On l’appelle «La belle endormie». Et pourtant ! Jamais, au cours des siècles, les sept sources qui entourent Korbous, l’antique Carpis, n’ont cessé de murmurer l’histoire de ces lieux.
Les Carthaginois qui traversaient la baie pour venir jouir des bienfaits de ces eaux miraculeuses. Les Romains dont la culture des bains ne pouvait occulter ces lieux et ces eaux aux vertus curatives multiples. Les Arabes qui y poursuivirent leur conquête et baptisèrent Sidi Raïs, le petit port voisin, hommage à un pêcheur marabout… Tous vinrent sacrifier à ces rituels nés de la nuit des temps.
Les murmures des sources se firent un temps plus discrets, lassés des tumultes de l’Histoire avant de retrouver leur musique et leur superbe avec Ahmed Pacha Bey 1er qui entreprit, au XIXe siècle, de rendre son lustre au site et de réhabiliter la station thermale en y construisant un pavillon, suivi, bien sûr, par toute la cour.
La période de gloire
Puis, dans les années 20, est arrivé Edmond Lecore-Carpentier que Korbous sacralisa en Sidi El Carpenti. Homme d’affaires et journaliste français, époux de la petite-fille de Marie Curie, directeur de la Dépêche de Tunisie, celui-ci arrivait, auréolé d’une certaine gloire. Il la mit à profit pour rendre son éclat à la station thermale et à ses eaux sulfureuses riches en calcium, potassium et magnésium, dont les vertus bénéfiques n’étaient plus à démontrer depuis la haute antiquité.
De nombreuses légendes courent encore sur Sidi El Carpenti. Mais, ce qui est sûr, c’est que Lecore-Carpentier sut drainer le monde entier à Korbous. On y venait en bateau, en hydravion posé sur le lac de Tunis, en train, en calèche, et même à dos de mulet. Pour parler le langage actuel, on peut dire que Lecore-Carpentier, dont l’auréole sacrée de saint marabout fut vénérée tout aux alentours, fut également ce que l’on pourrait appeler le premier Tour Operator tunisien. C’est encore lui qui construisit la première route de corniche facilitant l’accès au site, et lui aussi qui exploita l’eau minérale Aïn Oktor, vendue, à l’époque en pharmacie.

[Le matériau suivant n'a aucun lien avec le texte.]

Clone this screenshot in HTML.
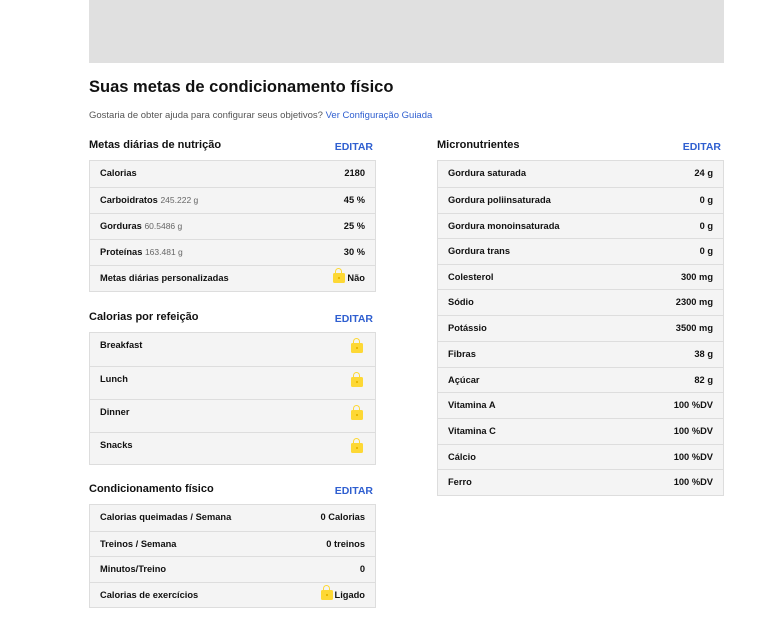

Korbous connut sa période de gloire jusqu’aux années 60. Un hôtel et des bains y furent construits, un casino ouvert. La station balnéaire, thermale, drainait familles, curistes, voyageurs étrangers, mais aussi gens de la région. Bourguiba qui aimait prendre les eaux s’installa dans la maison de Lecore-Carpentier qui, lui, fut enterré dans un caveau romain, désormais marabout. A l’initiative du zaïm, un petit hôtel fut construit par le célèbre architecte Olivier Clément Cacoub auquel on doit la plus grande partie des palais et des projets touristiques de la Tunisie. Puis à nouveau, le murmure des sources baissa. Korbous fut quelque peu oubliée.
Une vue à couper le souffle !
Bien plus tard, Ferid Abbes, enfant de la région dont la famille possédait des terres aux alentours, entreprit de faire revivre la cité antique. Bâtisseur moderne, cet homme d’affaires décida de créer un complexe hôtelier et thermal au cœur du périmètre des sources. L’entreprise fut longue et ardue. L’hôtel et le centre s’accrochaient au flanc d’un massif montagneux, à pic sur la mer, dans un site ouvert à quelque 240 degrés sur l’horizon.
Là où il décida d’ancrer son projet, la vue est à couper le souffle sur une mer sereine protégée par une crique.
Le Korbous Bay était né, véritable gageure et entreprise audacieuse. On fit monter l’eau de mer, cheminer l’eau des sources, de façon à offrir à la fois thalassothérapie et thermalisme en un même lieu, ce qui fut, à notre connaissance, l’un des rares endroits où cela existe. L’effondrement de la route qui retarda longtemps les travaux n’eut pas raison de la détermination des promoteurs.
Pour rendre à Carpis et aux sources la grandeur que lui avaient octroyée les élites et les sénateurs de Carthage et de l’Afrique romaine, on édifia le plus grand Spa d’Afrique dit-on, et probablement d’ailleurs.
Sur quatre niveaux et plus de 3.500 mètres carrés, on étagea piscines d’eau de mer ou bassins d’eau thermale, bains bouillonnants, bains hydromassants, lits flottants, douches à jets ou à affusion, elles aussi d’eau de mer ou d’eau thermale. Sous la direction attentive de médecins spécialistes, on forma les gens de Korbous aux techniques de soin et de bien-être les plus exotiques : ayurveda, shiatsu, kobido, massages aux pierres semi-précieuses ou aux herbes des montagnes de la région. Et l’on s’en remit à la baraka de Sidi El Carpenti.